Link isn't working. Generate a fresh one. Clear cookies. Try an incognito window. If the link still fails, the Chase mobile app sometimes works when the website doesn't.
The high-volume flag. If you suspect Chase has flagged your account, stop sharing the link publicly and call to ask whether your referrals are still eligible. The flag is generally not permanent, but you may forfeit the in-flight bonuses.
Bottom Line
Refer-A-Friend is the slow, compounding side of the points hobby. It does not look impressive in a single quarter. Run it for two years with discipline and it produces 200,000+ UR of household value that you would otherwise leave behind.

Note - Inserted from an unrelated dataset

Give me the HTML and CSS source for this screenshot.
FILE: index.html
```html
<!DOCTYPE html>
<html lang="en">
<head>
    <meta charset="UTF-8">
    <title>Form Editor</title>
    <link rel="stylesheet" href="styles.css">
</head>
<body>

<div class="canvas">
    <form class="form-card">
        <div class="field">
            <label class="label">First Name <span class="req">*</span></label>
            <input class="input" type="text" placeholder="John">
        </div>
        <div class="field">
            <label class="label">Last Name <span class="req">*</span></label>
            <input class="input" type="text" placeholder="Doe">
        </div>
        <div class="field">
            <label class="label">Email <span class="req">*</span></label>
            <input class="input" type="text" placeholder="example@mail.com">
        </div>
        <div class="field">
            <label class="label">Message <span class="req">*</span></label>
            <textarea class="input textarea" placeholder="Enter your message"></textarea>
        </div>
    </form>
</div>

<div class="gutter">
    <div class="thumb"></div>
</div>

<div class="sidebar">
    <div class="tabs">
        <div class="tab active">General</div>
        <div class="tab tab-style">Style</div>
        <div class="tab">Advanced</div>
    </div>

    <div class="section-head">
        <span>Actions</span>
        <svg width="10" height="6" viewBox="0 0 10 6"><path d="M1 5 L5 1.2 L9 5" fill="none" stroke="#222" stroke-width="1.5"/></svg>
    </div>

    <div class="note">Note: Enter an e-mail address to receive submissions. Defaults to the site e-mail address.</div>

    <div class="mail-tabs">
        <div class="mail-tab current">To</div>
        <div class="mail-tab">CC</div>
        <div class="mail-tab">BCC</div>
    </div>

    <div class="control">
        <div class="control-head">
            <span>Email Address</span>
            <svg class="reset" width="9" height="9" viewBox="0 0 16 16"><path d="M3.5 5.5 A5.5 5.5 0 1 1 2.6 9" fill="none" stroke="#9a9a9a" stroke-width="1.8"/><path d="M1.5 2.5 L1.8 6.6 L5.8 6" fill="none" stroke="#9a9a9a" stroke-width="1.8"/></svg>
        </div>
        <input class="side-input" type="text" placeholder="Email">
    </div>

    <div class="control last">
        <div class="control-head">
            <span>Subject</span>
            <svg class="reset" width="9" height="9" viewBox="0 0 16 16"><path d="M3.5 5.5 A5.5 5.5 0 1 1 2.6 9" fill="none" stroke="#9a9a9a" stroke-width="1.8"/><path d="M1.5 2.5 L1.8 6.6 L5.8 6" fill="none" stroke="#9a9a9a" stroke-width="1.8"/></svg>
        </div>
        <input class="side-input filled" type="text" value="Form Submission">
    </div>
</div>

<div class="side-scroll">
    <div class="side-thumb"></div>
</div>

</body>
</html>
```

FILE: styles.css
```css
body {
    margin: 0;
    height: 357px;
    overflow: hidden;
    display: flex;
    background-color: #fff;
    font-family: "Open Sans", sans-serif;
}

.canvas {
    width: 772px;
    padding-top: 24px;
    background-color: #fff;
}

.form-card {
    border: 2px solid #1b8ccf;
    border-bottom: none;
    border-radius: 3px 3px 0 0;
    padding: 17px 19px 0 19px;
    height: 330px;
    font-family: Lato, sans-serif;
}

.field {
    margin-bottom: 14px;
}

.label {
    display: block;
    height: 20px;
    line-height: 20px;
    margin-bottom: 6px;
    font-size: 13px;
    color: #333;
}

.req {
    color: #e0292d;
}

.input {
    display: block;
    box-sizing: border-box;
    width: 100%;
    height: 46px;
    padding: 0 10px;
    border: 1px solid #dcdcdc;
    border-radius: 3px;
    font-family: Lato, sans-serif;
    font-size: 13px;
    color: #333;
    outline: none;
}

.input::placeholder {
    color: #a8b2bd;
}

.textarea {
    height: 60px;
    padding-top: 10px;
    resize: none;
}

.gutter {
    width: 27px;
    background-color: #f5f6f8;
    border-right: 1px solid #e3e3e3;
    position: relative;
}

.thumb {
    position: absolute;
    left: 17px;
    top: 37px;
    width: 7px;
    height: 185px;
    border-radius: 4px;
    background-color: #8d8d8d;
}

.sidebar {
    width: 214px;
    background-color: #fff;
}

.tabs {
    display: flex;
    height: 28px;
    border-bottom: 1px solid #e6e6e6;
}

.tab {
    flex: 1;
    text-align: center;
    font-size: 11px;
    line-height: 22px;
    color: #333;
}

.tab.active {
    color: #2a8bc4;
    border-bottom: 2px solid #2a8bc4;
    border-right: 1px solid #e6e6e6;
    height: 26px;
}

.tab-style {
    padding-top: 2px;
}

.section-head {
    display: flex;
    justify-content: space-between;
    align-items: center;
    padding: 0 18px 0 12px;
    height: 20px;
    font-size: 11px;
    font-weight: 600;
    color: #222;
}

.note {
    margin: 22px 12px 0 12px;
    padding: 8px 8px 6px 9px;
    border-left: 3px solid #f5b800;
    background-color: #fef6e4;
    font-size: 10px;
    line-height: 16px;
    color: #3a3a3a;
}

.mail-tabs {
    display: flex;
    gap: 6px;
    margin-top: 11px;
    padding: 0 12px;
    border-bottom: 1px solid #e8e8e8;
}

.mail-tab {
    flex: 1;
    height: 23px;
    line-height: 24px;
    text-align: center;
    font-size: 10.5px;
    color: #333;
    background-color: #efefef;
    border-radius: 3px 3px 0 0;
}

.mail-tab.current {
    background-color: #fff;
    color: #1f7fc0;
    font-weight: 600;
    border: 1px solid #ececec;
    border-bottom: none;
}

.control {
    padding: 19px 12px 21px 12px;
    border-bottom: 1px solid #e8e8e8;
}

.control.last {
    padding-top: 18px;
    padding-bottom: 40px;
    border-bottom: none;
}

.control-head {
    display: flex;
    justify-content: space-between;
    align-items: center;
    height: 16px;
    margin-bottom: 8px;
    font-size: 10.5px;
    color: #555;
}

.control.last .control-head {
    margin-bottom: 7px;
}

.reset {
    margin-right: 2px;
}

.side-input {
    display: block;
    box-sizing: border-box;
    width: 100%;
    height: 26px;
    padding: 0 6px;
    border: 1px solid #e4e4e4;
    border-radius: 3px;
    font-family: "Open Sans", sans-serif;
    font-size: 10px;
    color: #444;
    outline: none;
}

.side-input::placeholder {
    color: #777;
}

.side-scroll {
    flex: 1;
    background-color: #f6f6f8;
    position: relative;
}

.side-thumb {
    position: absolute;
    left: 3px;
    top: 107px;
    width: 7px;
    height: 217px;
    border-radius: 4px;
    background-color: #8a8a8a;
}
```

The system that works for me: regenerate links every quarter, track every referral in a spreadsheet, run the public-offer comparison every time, refer only people who want the card, and call Chase when bonuses don't post on time. None of it is clever. All of it is reliable.

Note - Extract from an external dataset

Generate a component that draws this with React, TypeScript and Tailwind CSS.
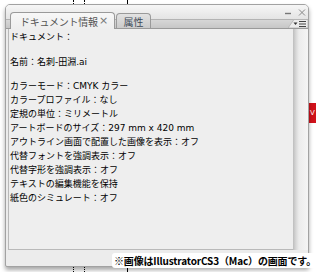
import React from 'react';

const lines = [
  'カラーモード：CMYK カラー',
  'カラープロファイル：なし',
  '定規の単位：ミリメートル',
  'アートボードのサイズ：297 mm x 420 mm',
  'アウトライン画面で配置した画像を表示：オフ',
  '代替フォントを強調表示：オフ',
  '代替字形を強調表示：オフ',
  'テキストの編集機能を保持',
  '紙色のシミュレート：オフ',
];

export default function App() {
  return (
    <div className="relative w-[316px] h-[272px] overflow-hidden bg-white font-['DejaVu_Sans','Noto_Sans_CJK_JP',sans-serif]">
      {/* guides behind the panel */}
      <div className="absolute left-[73px] top-0 h-full border-l border-dotted border-black" />
      <div className="absolute left-[84px] top-0 h-full border-l border-dotted border-black" />
      <div className="absolute left-[127px] top-0 h-full w-px bg-black" />
      <div className="absolute left-[309px] top-[103px] w-[10px] h-[20px] bg-[#d0121b] text-white text-[7px] leading-[20px] pl-[1px]">V</div>

      {/* panel */}
      <div className="relative z-10 ml-[5px] mt-[4px] w-[304px] h-[263px] flex flex-col border border-[#a2a2a2] rounded-t-[5px] rounded-b-[2px] bg-[#ececec] shadow-[0_3px_4px_rgba(0,0,0,0.35)]">
        {/* header with tabs */}
        <div className="flex items-end h-[24px] pl-[4px] border-b border-[#9a9a9a] rounded-t-[4px] bg-[linear-gradient(to_bottom,#f6f6f6_0px,#e4e4e4_14px,#b3b3b3_14px,#b3b3b3_15px,#d7d7d7_15px,#c5c5c5_24px)]">
          <div className="relative z-10 -mb-px flex items-center w-[105px] h-[17px] pl-[9px] pr-[6px] border border-b-0 border-[#9a9a9a] rounded-t-[4px] bg-[linear-gradient(to_bottom,#f7f7f7,#eeeeee)] font-['Noto_Sans_CJK_JP',sans-serif] text-[10px] text-[#555] tracking-[-0.3px]">
            <span>ドキュメント情報</span>
            <span className="ml-auto text-[11px] text-[#777] font-['DejaVu_Sans',sans-serif]">×</span>
          </div>
          <div className="flex items-center justify-center w-[35px] h-[15px] ml-[1px] border border-b-0 border-[#9a9a9a] rounded-t-[4px] bg-[linear-gradient(to_bottom,#e2e2e2,#cbcbcb)] font-['Noto_Sans_CJK_JP',sans-serif] text-[10px] text-[#3e4a58]">
            属性
          </div>
          <div className="flex-1" />
          <div className="flex flex-col items-end h-full">
            <svg width="24" height="11" viewBox="0 0 24 11" className="mt-[2px]">
              <line x1="1" y1="6.5" x2="7" y2="6.5" stroke="#777" strokeWidth="1.4" />
              <path d="M15 2.5 L21 8.5 M21 2.5 L15 8.5" stroke="#888" strokeWidth="1" />
            </svg>
            <svg width="20" height="9" viewBox="0 0 20 9" className="mt-auto">
              <path d="M0 9 L6 0.5 L20 0.5 L20 9 Z" fill="#ececec" stroke="#b0b0b0" strokeWidth="0.8" />
              <path d="M5.5 3.5 L9.5 3.5 L7.5 6 Z" fill="#333" />
              <path d="M11 2.5 H18 M11 5 H18 M11 7.5 H18" stroke="#444" strokeWidth="1" />
            </svg>
          </div>
        </div>

        {/* content + scrollbar */}
        <div className="flex pl-[2px] h-[221px]">
          <div className="w-[285px] h-full bg-[#eeeeee] border-l border-b border-[#b9b9b9] pl-[1px] text-[9px] leading-[14px] text-black">
            <div className="mt-[1px]">ドキュメント：</div>
            <div className="mt-[11px]">名前：名刺-田淵.ai</div>
            <div className="mt-[10px]">
              {lines.map((l) => (
                <div key={l}>{l}</div>
              ))}
            </div>
          </div>
          <div className="w-[15px] h-full bg-[linear-gradient(to_right,#bdbdbd_0px,#d8d8d8_3px,#ececec_6px,#f5f5f5_15px)]" />
        </div>
      </div>

      {/* caption */}
      <div className="absolute z-20 right-0 bottom-[4px] bg-white pl-[2px] rounded-l-[3px] font-['Noto_Sans_CJK_JP',sans-serif] font-bold text-[10px] leading-[15px] tracking-[-0.15px] text-black whitespace-nowrap">
        ※画像はIllustratorCS3（Mac）の画面です。
      </div>
    </div>
  );
}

Action steps for the next 30 days:
- Log into Chase and audit which cards you can refer through the consolidated dashboard
- Build a short list of friends who would genuinely benefit from a Chase card
- Compare your link's combined value against the public offer for each one before sending
- Set a calendar reminder 10 weeks out from each referral to chase any missing bonuses
If you take Refer-A-Friend seriously for one calendar year, you'll know whether it belongs in your stack. For my household, it has earned its slot.